Гроб удалось найти легко – он был единственным в общей могиле невостребованных прахов, сделанным по-европейски: тело Зорге положили, а не усадили в него, как сажают тела японских покойников в круглые, напоминающие большие бочки, гробы. Ящик извлекли из ямы, сняли с него крышку. «Дрожа, я сделала шаг вперед и заглянула внутрь, – писала потом Ханако. – На дне полутемного гроба лежали желто-коричневого цвета кости, в которые превратилось тело. Видневшаяся циновка была уложена на дно гроба, в центр, и на ней лежали не соединенные между собой бедренная кость, кости ног и другие части скелета.
– Покойник уже превратился в скелет, – пробормотал управляющий.
– Неужели? – с сомнением переспросила я. В душе еще оставалась надежда: “А вдруг я узнаю его?” Как бы он ни выглядел сейчас, покажите мне его хоть один раз! Но вместо тела действительно лежали лишь разрозненные кости. И… его череп! Уставившись на него, я опустилась на колени у края выкопанной могилы…

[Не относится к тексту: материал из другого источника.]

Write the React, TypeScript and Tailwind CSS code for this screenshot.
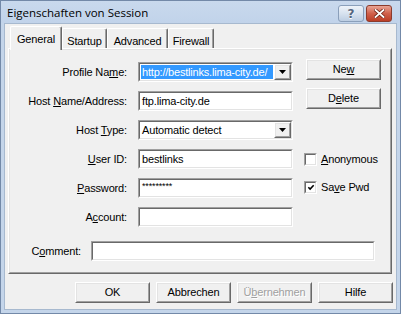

Изменившийся до неузнаваемости мой Зорге! Где вы? (Они всегда называли друг друга на «вы» по-японски – «аната». –
Я вдруг осознала, что даже испытывая безграничную любовь к человеку, невозможно представить некогда роскошное тело, просто глядя на кости на дне гроба. Его образ, который я хранила в своем сердце, разрушился. Сердце мое разрывалось».